##### Data to use #####

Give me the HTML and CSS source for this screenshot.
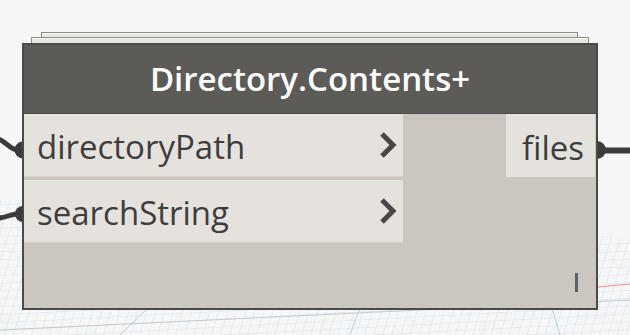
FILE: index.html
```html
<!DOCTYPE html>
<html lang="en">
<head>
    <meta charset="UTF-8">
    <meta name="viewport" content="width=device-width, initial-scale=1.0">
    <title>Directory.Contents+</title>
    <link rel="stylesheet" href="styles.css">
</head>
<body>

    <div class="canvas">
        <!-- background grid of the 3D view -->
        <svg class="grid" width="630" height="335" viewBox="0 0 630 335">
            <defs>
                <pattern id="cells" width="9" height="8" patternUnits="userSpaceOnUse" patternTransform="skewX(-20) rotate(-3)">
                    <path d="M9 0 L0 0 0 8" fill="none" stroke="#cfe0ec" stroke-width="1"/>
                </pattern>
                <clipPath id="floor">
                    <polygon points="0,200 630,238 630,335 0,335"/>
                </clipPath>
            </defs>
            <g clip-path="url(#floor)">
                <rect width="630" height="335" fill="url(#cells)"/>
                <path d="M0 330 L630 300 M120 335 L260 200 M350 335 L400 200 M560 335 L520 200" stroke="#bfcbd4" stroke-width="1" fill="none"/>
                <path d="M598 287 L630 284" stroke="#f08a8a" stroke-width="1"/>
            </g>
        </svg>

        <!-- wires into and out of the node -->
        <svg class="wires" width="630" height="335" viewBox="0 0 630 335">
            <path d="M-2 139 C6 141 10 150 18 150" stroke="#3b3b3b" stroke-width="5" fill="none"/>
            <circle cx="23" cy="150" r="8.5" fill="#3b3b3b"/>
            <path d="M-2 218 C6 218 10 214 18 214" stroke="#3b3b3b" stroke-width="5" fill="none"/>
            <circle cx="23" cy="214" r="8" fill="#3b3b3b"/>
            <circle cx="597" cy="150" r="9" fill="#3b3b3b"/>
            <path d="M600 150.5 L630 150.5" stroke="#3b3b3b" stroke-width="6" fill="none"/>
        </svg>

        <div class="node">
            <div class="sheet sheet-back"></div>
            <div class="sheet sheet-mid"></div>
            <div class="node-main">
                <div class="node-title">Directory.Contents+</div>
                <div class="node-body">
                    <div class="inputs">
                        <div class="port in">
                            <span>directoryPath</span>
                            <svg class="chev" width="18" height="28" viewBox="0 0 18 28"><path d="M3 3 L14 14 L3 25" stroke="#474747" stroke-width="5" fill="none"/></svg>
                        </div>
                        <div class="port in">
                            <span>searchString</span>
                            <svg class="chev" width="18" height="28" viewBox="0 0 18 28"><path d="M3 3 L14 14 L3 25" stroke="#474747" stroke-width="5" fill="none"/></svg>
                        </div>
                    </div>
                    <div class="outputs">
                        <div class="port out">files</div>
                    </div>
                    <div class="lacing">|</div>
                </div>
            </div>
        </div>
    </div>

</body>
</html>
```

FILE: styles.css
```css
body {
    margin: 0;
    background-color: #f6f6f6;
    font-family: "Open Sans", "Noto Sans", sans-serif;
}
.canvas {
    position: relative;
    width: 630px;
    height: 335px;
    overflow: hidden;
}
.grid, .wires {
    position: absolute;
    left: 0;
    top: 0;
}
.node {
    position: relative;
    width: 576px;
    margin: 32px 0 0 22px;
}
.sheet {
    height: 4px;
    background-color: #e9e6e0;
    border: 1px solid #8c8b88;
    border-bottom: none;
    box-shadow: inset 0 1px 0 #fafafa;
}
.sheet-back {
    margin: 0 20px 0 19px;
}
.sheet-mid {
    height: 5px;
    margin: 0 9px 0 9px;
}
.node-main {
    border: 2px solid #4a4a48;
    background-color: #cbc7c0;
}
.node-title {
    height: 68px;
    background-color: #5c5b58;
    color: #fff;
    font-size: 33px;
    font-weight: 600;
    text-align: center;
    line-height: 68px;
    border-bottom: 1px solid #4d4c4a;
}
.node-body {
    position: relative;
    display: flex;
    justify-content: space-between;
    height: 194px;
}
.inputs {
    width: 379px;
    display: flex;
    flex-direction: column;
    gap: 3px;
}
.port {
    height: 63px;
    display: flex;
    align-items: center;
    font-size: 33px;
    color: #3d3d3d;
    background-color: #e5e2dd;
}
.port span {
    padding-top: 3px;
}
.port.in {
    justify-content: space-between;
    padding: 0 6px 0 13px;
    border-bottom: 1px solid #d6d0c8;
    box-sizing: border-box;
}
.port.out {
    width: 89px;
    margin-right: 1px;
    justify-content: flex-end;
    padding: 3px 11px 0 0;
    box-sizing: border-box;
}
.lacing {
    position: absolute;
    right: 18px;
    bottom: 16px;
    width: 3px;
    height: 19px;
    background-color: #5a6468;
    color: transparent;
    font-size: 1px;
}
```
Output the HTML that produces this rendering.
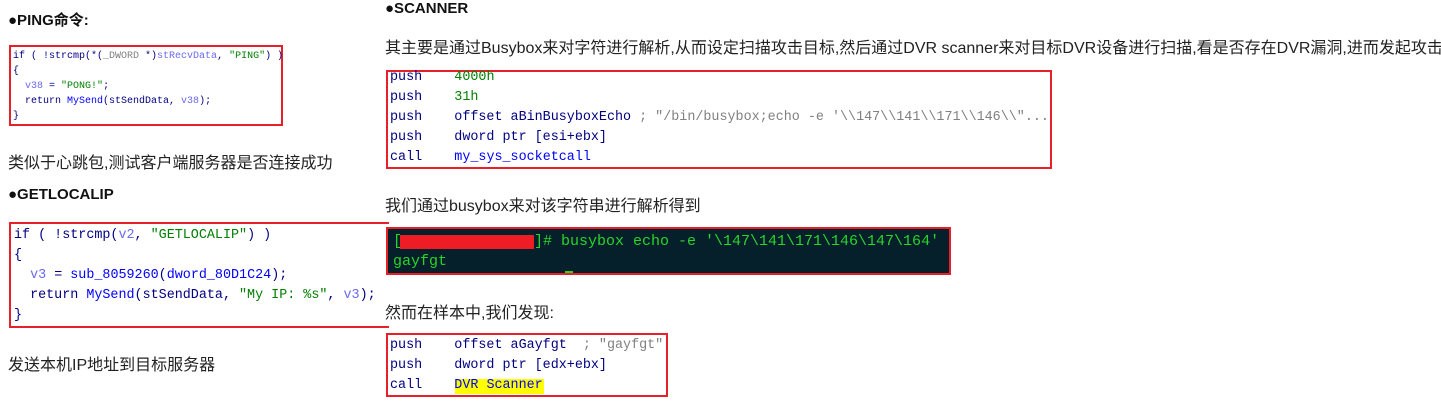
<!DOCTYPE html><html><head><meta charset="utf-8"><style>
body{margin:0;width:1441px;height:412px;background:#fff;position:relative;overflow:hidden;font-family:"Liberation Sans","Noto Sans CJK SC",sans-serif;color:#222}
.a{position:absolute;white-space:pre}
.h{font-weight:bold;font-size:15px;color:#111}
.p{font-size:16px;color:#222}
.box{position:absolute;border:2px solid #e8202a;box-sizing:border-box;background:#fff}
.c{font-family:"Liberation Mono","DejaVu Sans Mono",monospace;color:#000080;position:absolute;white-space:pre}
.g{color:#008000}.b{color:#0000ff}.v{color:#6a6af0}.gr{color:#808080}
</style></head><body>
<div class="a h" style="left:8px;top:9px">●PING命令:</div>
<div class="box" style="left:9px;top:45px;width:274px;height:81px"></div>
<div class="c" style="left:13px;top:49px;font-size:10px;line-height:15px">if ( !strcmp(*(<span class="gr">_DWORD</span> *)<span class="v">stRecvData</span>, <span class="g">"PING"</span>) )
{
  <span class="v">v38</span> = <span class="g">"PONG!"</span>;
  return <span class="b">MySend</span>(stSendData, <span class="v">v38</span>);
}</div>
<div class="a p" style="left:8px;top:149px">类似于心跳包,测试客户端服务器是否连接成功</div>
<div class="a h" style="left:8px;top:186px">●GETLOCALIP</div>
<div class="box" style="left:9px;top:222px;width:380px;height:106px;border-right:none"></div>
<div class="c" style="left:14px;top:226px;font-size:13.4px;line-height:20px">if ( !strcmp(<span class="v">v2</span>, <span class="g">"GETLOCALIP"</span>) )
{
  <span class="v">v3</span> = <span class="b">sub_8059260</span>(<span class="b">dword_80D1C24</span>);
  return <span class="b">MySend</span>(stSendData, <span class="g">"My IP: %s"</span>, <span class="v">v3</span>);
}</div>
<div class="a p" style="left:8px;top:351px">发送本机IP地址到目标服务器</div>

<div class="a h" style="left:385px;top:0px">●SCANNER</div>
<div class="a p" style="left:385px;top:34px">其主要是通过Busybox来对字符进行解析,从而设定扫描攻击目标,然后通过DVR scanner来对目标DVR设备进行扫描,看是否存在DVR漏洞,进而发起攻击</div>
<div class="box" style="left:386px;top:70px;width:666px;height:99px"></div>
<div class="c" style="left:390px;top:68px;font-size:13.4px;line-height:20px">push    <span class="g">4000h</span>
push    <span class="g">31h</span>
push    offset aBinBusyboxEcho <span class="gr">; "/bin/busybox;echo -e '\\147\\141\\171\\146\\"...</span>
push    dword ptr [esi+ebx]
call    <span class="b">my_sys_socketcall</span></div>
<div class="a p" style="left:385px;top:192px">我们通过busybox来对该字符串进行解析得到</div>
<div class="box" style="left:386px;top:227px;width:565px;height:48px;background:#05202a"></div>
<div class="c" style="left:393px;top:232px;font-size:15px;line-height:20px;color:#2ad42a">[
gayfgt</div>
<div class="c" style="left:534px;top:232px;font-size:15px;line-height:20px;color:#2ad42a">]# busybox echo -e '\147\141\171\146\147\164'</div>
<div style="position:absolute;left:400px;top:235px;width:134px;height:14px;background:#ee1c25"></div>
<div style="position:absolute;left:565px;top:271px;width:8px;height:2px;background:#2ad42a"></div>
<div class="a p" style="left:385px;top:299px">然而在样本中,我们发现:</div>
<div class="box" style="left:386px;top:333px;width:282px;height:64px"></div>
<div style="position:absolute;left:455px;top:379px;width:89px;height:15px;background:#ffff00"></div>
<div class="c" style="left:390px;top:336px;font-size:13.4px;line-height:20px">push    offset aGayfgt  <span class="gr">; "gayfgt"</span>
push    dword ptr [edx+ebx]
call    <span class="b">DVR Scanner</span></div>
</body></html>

#####

* **Short task**:
Look through the material above and pick out each line holding the word "this".

* **Written solution**:
Give me the HTML and CSS source for this screenshot.
Output the HTML that produces this rendering.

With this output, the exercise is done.